> On Wed, 16 Oct 2002 21:22:34 +0000 Michael Carmack <karmak@xxxxxxxxxx>
> wrote:
> > On Wed, Oct 16, 2002 at 08:32:42PM +0100, Sam Halliday wrote:
> > > i recently rebuilt my system with devfs support... i like it a
lot!
> > > good idea! but unfortunately i have one small gripe... i have my
> > > /etc/mtab as a symbolic link to /proc/mounts which has always
worked
> > > nicely for me and i can therefore be sure that even on a system
> > > crash or read-only root mount, my mtab will always be correct...
> > > however, using devfs (on linux-2.4.19 and i also tested
> > > 2.4.20-pre11) i get two mounts for the rootfs... here is my
> > > /proc/mounts rootfs / rootfs rw 0 0
> > > /dev/root / ext3 rw 0 0
> > > none /dev devfs rw 0 0
> > > proc /proc proc rw 0 0
> > > /dev/hda7 /home ext3 rw 0 0
> > > none /dev/shm tmpfs rw 0 0
> > > automount(pid77) /mnt/.autofs autofs rw 0 0
> > > is this a bug, or is my symlink a bad idea. this is the way Linux
> > > from Scratch reccomends doing to /etc/mtab and i agree with their
> > > arguements. has anyone else experienced this? is it known already,
> > > and if so, is there a fix in the running? (hopefully before
2.4.20!)
> > I have noticed it too, and I never saw this before 2.4.19. With
2.4.17
> > (or was it 2.4.9?) the root fs showed up as /dev/ide/host0/...
> > I wasn't even aware that devfs was the culprit here.
> > I've been running several machines like this for months and have
never
> > noticed a problem, but I'm also curious why this changed recently.
> well, i got a little too annoyed with the bugs involved in running a
> symlink form /etc/mtab to /proc/mounts, and i _just_ changed my system
> to use a real file /etc/mtab. but i can assure you that when i
switched
> to devfs, this problem occured, so to me id say it probably is devfs
to
> blame, sorry!
>
It has always been so.
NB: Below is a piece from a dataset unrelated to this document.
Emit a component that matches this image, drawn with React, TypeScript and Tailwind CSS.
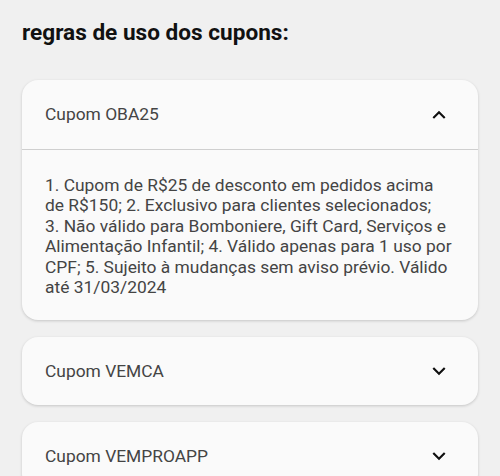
import { useState } from "react";

const cupons = [
  {
    code: "OBA25",
    rules:
      "1. Cupom de R$25 de desconto em pedidos acima de R$150; 2. Exclusivo para clientes selecionados;\n3. Não válido para Bomboniere, Gift Card, Serviços e Alimentação Infantil; 4. Válido apenas para 1 uso por CPF; 5. Sujeito à mudanças sem aviso prévio. Válido até 31/03/2024",
  },
  { code: "VEMCA", rules: "" },
  { code: "VEMPROAPP", rules: "" },
];

function Chevron({ up }: { up: boolean }) {
  return (
    <svg width="26" height="26" viewBox="0 0 24 24" fill="#111">
      {up ? (
        <path d="M12 8l-6 6 1.41 1.41L12 10.83l4.59 4.58L18 14z" />
      ) : (
        <path d="M16.59 8.59L12 13.17 7.41 8.59 6 10l6 6 6-6z" />
      )}
    </svg>
  );
}

export default function App() {
  const [open, setOpen] = useState<string | null>("OBA25");

  return (
    <div className="min-h-screen bg-[#f0f0f0] px-[22px] pt-[20px] font-['Roboto',sans-serif]">
      <h2 className="text-[22.6px] font-bold leading-[26px] text-[#111]">regras de uso dos cupons:</h2>

      <div className="mt-[34px] flex flex-col gap-[17px]">
        {cupons.map((c) => {
          const isOpen = open === c.code;
          return (
            <div key={c.code} className="overflow-hidden rounded-[16px] bg-[#fafafa] shadow-[0_1px_3px_rgba(0,0,0,0.18)]">
              <button
                className={
                  "flex w-full items-center justify-between pl-[23px] pr-[26px] text-left " +
                  (isOpen ? "h-[69px]" : "h-[68px]")
                }
                onClick={() => setOpen(isOpen ? null : c.code)}
              >
                <span className="text-[17.4px] text-[#444]">Cupom {c.code}</span>
                <Chevron up={isOpen} />
              </button>
              {isOpen && (
                <div className="whitespace-pre-line border-t border-[#cfcfcf] pb-[23px] pl-[23px] pr-[22px] pt-[25px] text-[17.4px] leading-[20.4px] text-[#444]">
                  {c.rules}
                </div>
              )}
            </div>
          );
        })}
      </div>
    </div>
  );
}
The first mount comes from kernel mounting
"generic" root without knowing real root fs type. The second one comes
from actual mounting. It may be dependent on using initrd, I do not
remember currently.
About ide-scsi - just add hdX=ide-scsi to kernel boot string to prevent
ide-cd from claiming CD-ROM. Modules.devfs already includes
scsi-hostadapter alias, so the easiest way is to add
probeall scsi-hostadapter drv1 ... ide-scsi ...
you can of course add ide-scsi explicitly to modules.devfs.